In der zweiten Chopin-Hälfte des Konzerts, habe ich dann mit meiner Begleitung die Plätze getauscht, weil ich halt übersensibel bin - dann war das schon viel besser.
Als Zugaben hat Herr Pollini irgendeine Prelude von Chopin gespielt (mein phänomenales musikalisches Gedächtnis erlaubt es mir leider nicht die exakte Opuszahl hier zu schreiben und wie sie geklungen hat weiß ich auch nicht mehr), dann die Revolutionsetüde und dann die erste Ballade noch!
Technisch fand ich Herrn Pollini phenomenal, sich selbst danach an DP zu setzen und Tasten zu drücken ist Qual und Sünde zugleich und hat mit Musik herzlichst wenig zu tun.
Ich möchte hier übrigens ein Thema ansprechen, ob es noch jemandem in Bezug auf reine Klavierabende ähnlich wie mir geht. Ich habe gemerkt, dass ich einfach keinen Kick bekomme.
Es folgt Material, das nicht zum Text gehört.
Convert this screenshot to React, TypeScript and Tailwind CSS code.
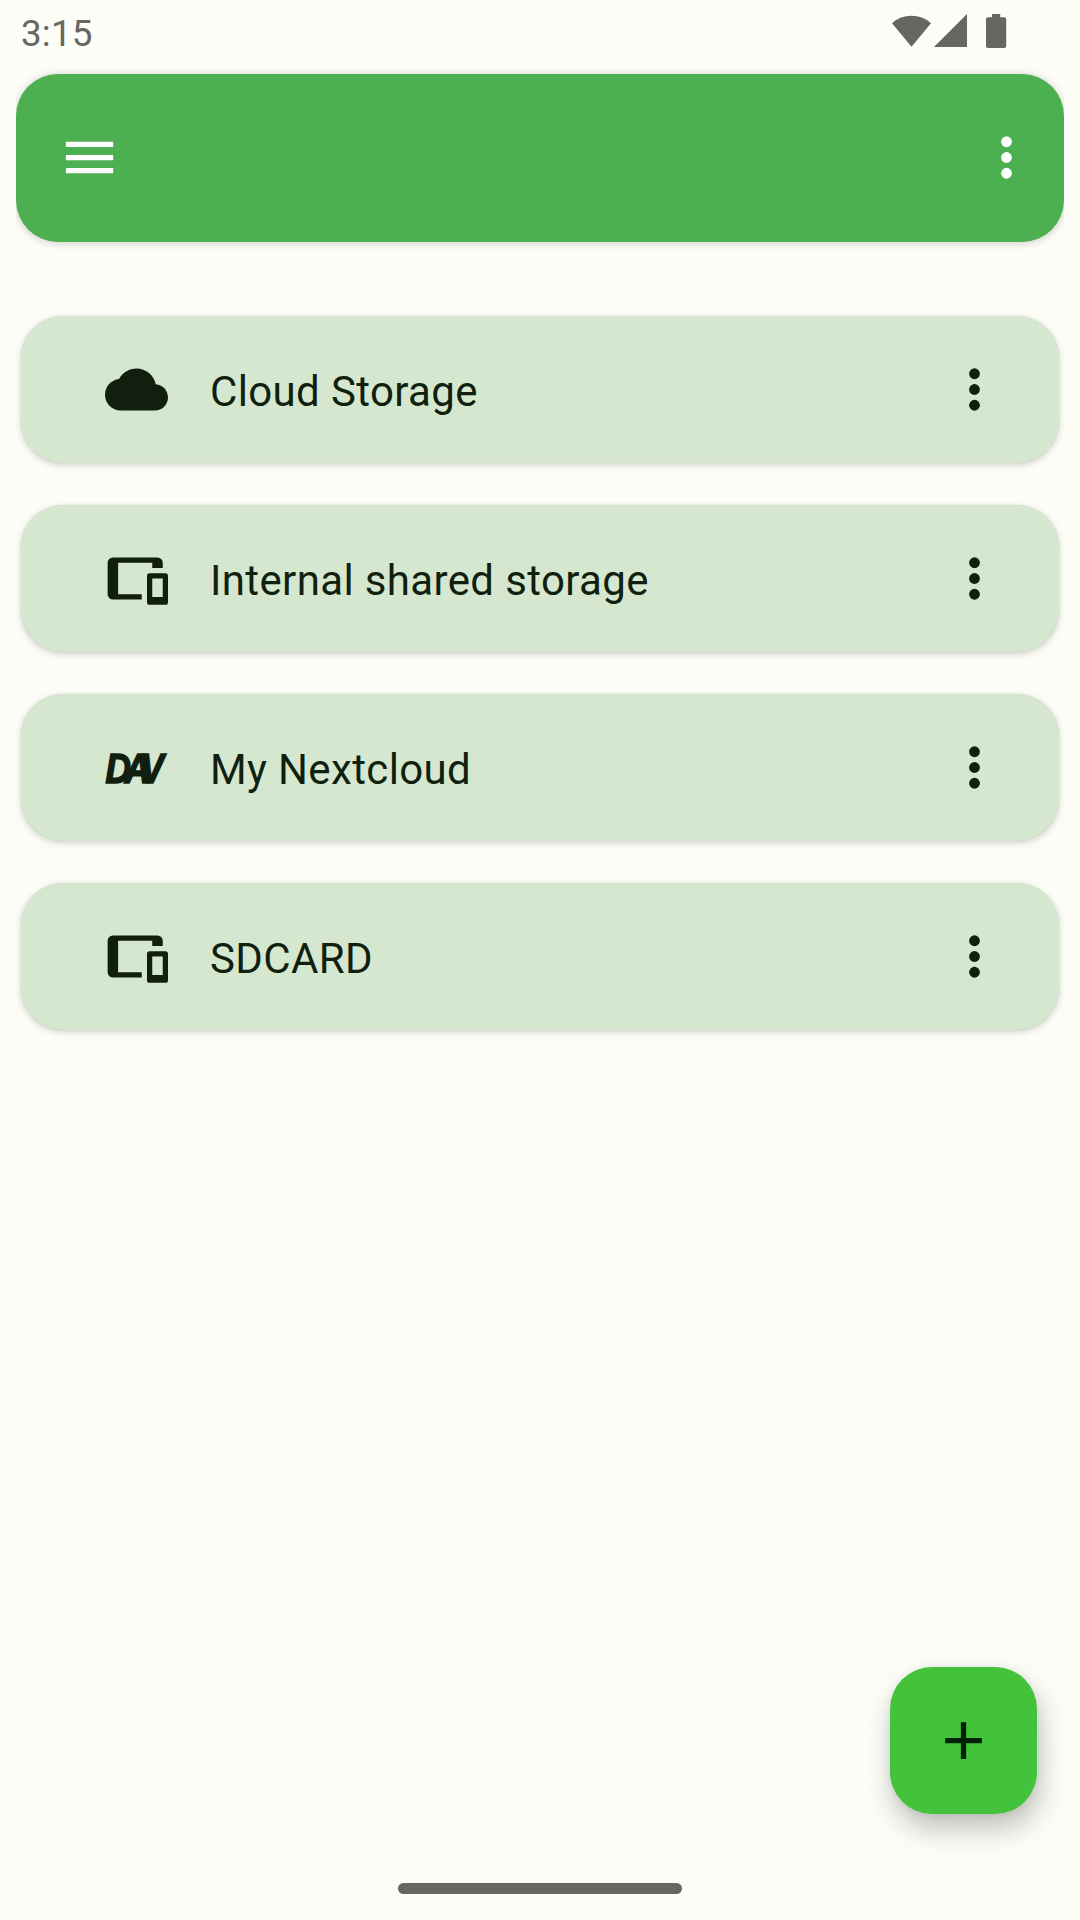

Egal wie nah ich zu dem Interpreten sitze kann ich mich einfach NICHT entspannen und Musik genießen: mich stören alle die um mich herum sind, mich stört UNGLAUBLICH das ständige Husten von allen Seiten, ich finde das Instrument auch zu leise, weil es zu weit ist (ich saß in der 5. Reihe, näher geht also nicht, es waren aber trotzdem geschätzt 20m zum
flügel - ich finde es echt zu weit, ich spüre einfach dass der Klang nicht voll bei mir ankommt), die Sitze stören mich auch, ich würde viel lieber liegen, kurzum es füllt mich alles irgendwie nicht aus.
Vielleicht bin ich komisch aber meine besten und tiefsten Musikerlebnisse hatte ich zu Hause alleine mit Youtube und entweder alleine am echten Instrument oder max. 2 Meter von ihm entfernt, wenn jemand anderer für mich persönlich gespielt hat. Kein Konzert in meinem Leben hatte auch nur annährend ähnliche Intensität in mir hervorgerufen. Mit Orchestermusik ist es schon besser, das füllt den Raum irgendwie besser aber der Flügel alleine: überhaupt nicht.
Ich denke ich verstehe nun langsam, was der geniale G. Gould gemeint hat, als er sagte, dass man die Musik viel intensiver erlebt, wenn man mit ihr nicht im Konzert in Berührung kommt.
Wie geht es euch in dieser Hinsicht?